■ **Directions**: Print the entries in full, word for word, but not the pictures.

------------------------

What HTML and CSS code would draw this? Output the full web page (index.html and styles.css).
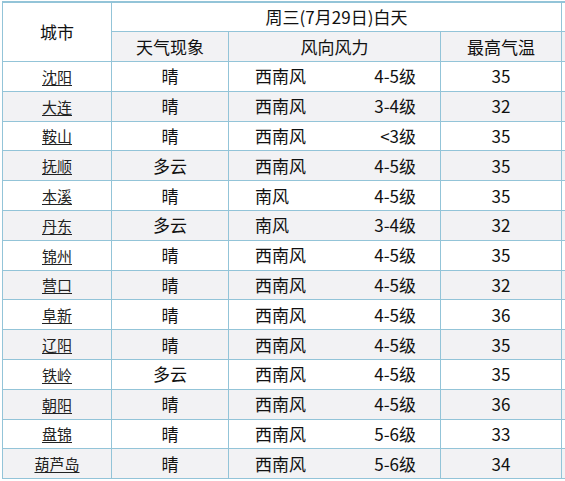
FILE: index.html
```html
<!DOCTYPE html>
<html lang="zh">
<head>
<meta charset="utf-8">
<title>天气</title>
<link rel="stylesheet" href="styles.css">
</head>
<body>
<table class="wx">
  <colgroup>
    <col class="c-city"><col class="c-sky"><col class="c-wind"><col class="c-temp"><col class="c-more">
  </colgroup>
  <thead>
    <tr class="h1">
      <th rowspan="2" class="city-h">城市</th>
      <th colspan="3">周三(7月29日)白天</th>
      <th class="more"></th>
    </tr>
    <tr class="h2">
      <th>天气现象</th>
      <th>风向风力</th>
      <th>最高气温</th>
      <th class="more"></th>
    </tr>
  </thead>
  <tbody>
    <tr><td><a class="city" href="#">沈阳</a></td><td>晴</td><td class="wind"><span>西南风</span><span>4-5级</span></td><td>35</td><td class="more"></td></tr>
    <tr><td><a class="city" href="#">大连</a></td><td>晴</td><td class="wind"><span>西南风</span><span>3-4级</span></td><td>32</td><td class="more"></td></tr>
    <tr><td><a class="city" href="#">鞍山</a></td><td>晴</td><td class="wind"><span>西南风</span><span>&lt;3级</span></td><td>35</td><td class="more"></td></tr>
    <tr><td><a class="city" href="#">抚顺</a></td><td>多云</td><td class="wind"><span>西南风</span><span>4-5级</span></td><td>35</td><td class="more"></td></tr>
    <tr><td><a class="city" href="#">本溪</a></td><td>晴</td><td class="wind"><span>南风</span><span>4-5级</span></td><td>35</td><td class="more"></td></tr>
    <tr><td><a class="city" href="#">丹东</a></td><td>多云</td><td class="wind"><span>南风</span><span>3-4级</span></td><td>32</td><td class="more"></td></tr>
    <tr><td><a class="city" href="#">锦州</a></td><td>晴</td><td class="wind"><span>西南风</span><span>4-5级</span></td><td>35</td><td class="more"></td></tr>
    <tr><td><a class="city" href="#">营口</a></td><td>晴</td><td class="wind"><span>西南风</span><span>4-5级</span></td><td>32</td><td class="more"></td></tr>
    <tr><td><a class="city" href="#">阜新</a></td><td>晴</td><td class="wind"><span>西南风</span><span>4-5级</span></td><td>36</td><td class="more"></td></tr>
    <tr><td><a class="city" href="#">辽阳</a></td><td>晴</td><td class="wind"><span>西南风</span><span>4-5级</span></td><td>35</td><td class="more"></td></tr>
    <tr><td><a class="city" href="#">铁岭</a></td><td>多云</td><td class="wind"><span>西南风</span><span>4-5级</span></td><td>35</td><td class="more"></td></tr>
    <tr><td><a class="city" href="#">朝阳</a></td><td>晴</td><td class="wind"><span>西南风</span><span>4-5级</span></td><td>36</td><td class="more"></td></tr>
    <tr><td><a class="city" href="#">盘锦</a></td><td>晴</td><td class="wind"><span>西南风</span><span>5-6级</span></td><td>33</td><td class="more"></td></tr>
    <tr><td><a class="city" href="#">葫芦岛</a></td><td>晴</td><td class="wind"><span>西南风</span><span>5-6级</span></td><td>34</td><td class="more"></td></tr>
  </tbody>
</table>
</body>
</html>
```

FILE: styles.css
```css
html, body {
  margin: 0;
  padding: 0;
  background: #fff;
  overflow: hidden;
}
body {
  font-family: "Noto Sans CJK SC", "Noto Sans", sans-serif;
  color: #111;
}
.wx {
  border-collapse: collapse;
  table-layout: fixed;
  width: 563px;
  margin: 1px 0 0 2px;
  border-top: 2px solid #93c4d8;
}
.c-city { width: 109px; }
.c-sky { width: 117px; }
.c-wind { width: 212px; }
.c-temp { width: 121px; }
.c-more { width: 4px; }
.wx th, .wx td {
  border: 1px solid #93c4d8;
  padding: 0;
  text-align: center;
  font-weight: normal;
  font-size: 17px;
  line-height: 20px;
}
.wx th.more, .wx td.more { border-right: none; }
.h1 th { height: 28px; background: #fff; }
.h2 th { height: 29px; background: #f2f2f4; }
.city-h { background: #fff; }
.wx tbody tr { height: 29.8px; }
.wx tbody tr:nth-child(even) td { background: #f2f2f4; }
.wx tbody tr:nth-child(odd) td { background: #fff; }
.city {
  color: #222;
  font-size: 15px;
  text-decoration: underline;
  text-underline-offset: 2px;
}
.wind span {
  display: inline-block;
}
.wx td.wind {
  text-align: left;
  padding: 0 24px 0 26px;
}
.wind span:first-child { float: left; }
.wind span:last-child { float: right; }
.wind::after { content: ""; display: block; clear: both; }
```
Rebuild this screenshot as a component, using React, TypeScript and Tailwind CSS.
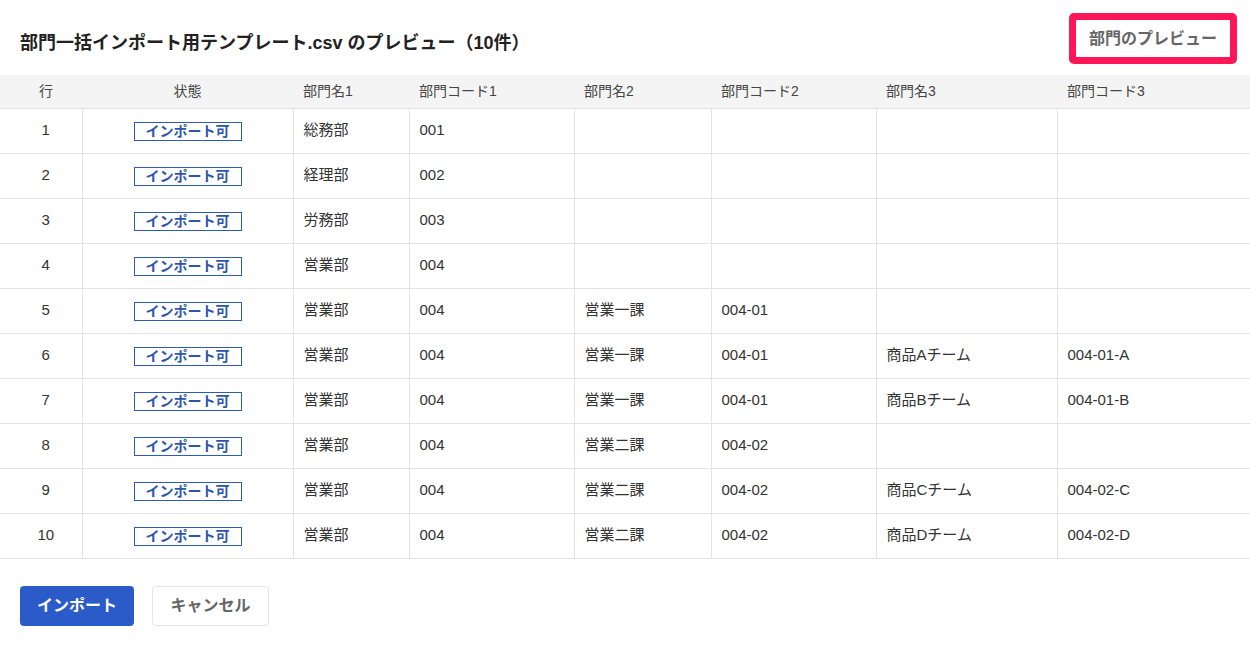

------------------------

■ **Solution**:
What HTML and CSS code would draw this? Output the full web page (index.html and styles.css).
FILE: index.html
```html
<!DOCTYPE html>
<html lang="zh">
<head>
<meta charset="utf-8">
<title>天气</title>
<link rel="stylesheet" href="styles.css">
</head>
<body>
<table class="wx">
  <colgroup>
    <col class="c-city"><col class="c-sky"><col class="c-wind"><col class="c-temp"><col class="c-more">
  </colgroup>
  <thead>
    <tr class="h1">
      <th rowspan="2" class="city-h">城市</th>
      <th colspan="3">周三(7月29日)白天</th>
      <th class="more"></th>
    </tr>
    <tr class="h2">
      <th>天气现象</th>
      <th>风向风力</th>
      <th>最高气温</th>
      <th class="more"></th>
    </tr>
  </thead>
  <tbody>
    <tr><td><a class="city" href="#">沈阳</a></td><td>晴</td><td class="wind"><span>西南风</span><span>4-5级</span></td><td>35</td><td class="more"></td></tr>
    <tr><td><a class="city" href="#">大连</a></td><td>晴</td><td class="wind"><span>西南风</span><span>3-4级</span></td><td>32</td><td class="more"></td></tr>
    <tr><td><a class="city" href="#">鞍山</a></td><td>晴</td><td class="wind"><span>西南风</span><span>&lt;3级</span></td><td>35</td><td class="more"></td></tr>
    <tr><td><a class="city" href="#">抚顺</a></td><td>多云</td><td class="wind"><span>西南风</span><span>4-5级</span></td><td>35</td><td class="more"></td></tr>
    <tr><td><a class="city" href="#">本溪</a></td><td>晴</td><td class="wind"><span>南风</span><span>4-5级</span></td><td>35</td><td class="more"></td></tr>
    <tr><td><a class="city" href="#">丹东</a></td><td>多云</td><td class="wind"><span>南风</span><span>3-4级</span></td><td>32</td><td class="more"></td></tr>
    <tr><td><a class="city" href="#">锦州</a></td><td>晴</td><td class="wind"><span>西南风</span><span>4-5级</span></td><td>35</td><td class="more"></td></tr>
    <tr><td><a class="city" href="#">营口</a></td><td>晴</td><td class="wind"><span>西南风</span><span>4-5级</span></td><td>32</td><td class="more"></td></tr>
    <tr><td><a class="city" href="#">阜新</a></td><td>晴</td><td class="wind"><span>西南风</span><span>4-5级</span></td><td>36</td><td class="more"></td></tr>
    <tr><td><a class="city" href="#">辽阳</a></td><td>晴</td><td class="wind"><span>西南风</span><span>4-5级</span></td><td>35</td><td class="more"></td></tr>
    <tr><td><a class="city" href="#">铁岭</a></td><td>多云</td><td class="wind"><span>西南风</span><span>4-5级</span></td><td>35</td><td class="more"></td></tr>
    <tr><td><a class="city" href="#">朝阳</a></td><td>晴</td><td class="wind"><span>西南风</span><span>4-5级</span></td><td>36</td><td class="more"></td></tr>
    <tr><td><a class="city" href="#">盘锦</a></td><td>晴</td><td class="wind"><span>西南风</span><span>5-6级</span></td><td>33</td><td class="more"></td></tr>
    <tr><td><a class="city" href="#">葫芦岛</a></td><td>晴</td><td class="wind"><span>西南风</span><span>5-6级</span></td><td>34</td><td class="more"></td></tr>
  </tbody>
</table>
</body>
</html>
```

FILE: styles.css
```css
html, body {
  margin: 0;
  padding: 0;
  background: #fff;
  overflow: hidden;
}
body {
  font-family: "Noto Sans CJK SC", "Noto Sans", sans-serif;
  color: #111;
}
.wx {
  border-collapse: collapse;
  table-layout: fixed;
  width: 563px;
  margin: 1px 0 0 2px;
  border-top: 2px solid #93c4d8;
}
.c-city { width: 109px; }
.c-sky { width: 117px; }
.c-wind { width: 212px; }
.c-temp { width: 121px; }
.c-more { width: 4px; }
.wx th, .wx td {
  border: 1px solid #93c4d8;
  padding: 0;
  text-align: center;
  font-weight: normal;
  font-size: 17px;
  line-height: 20px;
}
.wx th.more, .wx td.more { border-right: none; }
.h1 th { height: 28px; background: #fff; }
.h2 th { height: 29px; background: #f2f2f4; }
.city-h { background: #fff; }
.wx tbody tr { height: 29.8px; }
.wx tbody tr:nth-child(even) td { background: #f2f2f4; }
.wx tbody tr:nth-child(odd) td { background: #fff; }
.city {
  color: #222;
  font-size: 15px;
  text-decoration: underline;
  text-underline-offset: 2px;
}
.wind span {
  display: inline-block;
}
.wx td.wind {
  text-align: left;
  padding: 0 24px 0 26px;
}
.wind span:first-child { float: left; }
.wind span:last-child { float: right; }
.wind::after { content: ""; display: block; clear: both; }
```
Rebuild this screenshot as a component, using React, TypeScript and Tailwind CSS.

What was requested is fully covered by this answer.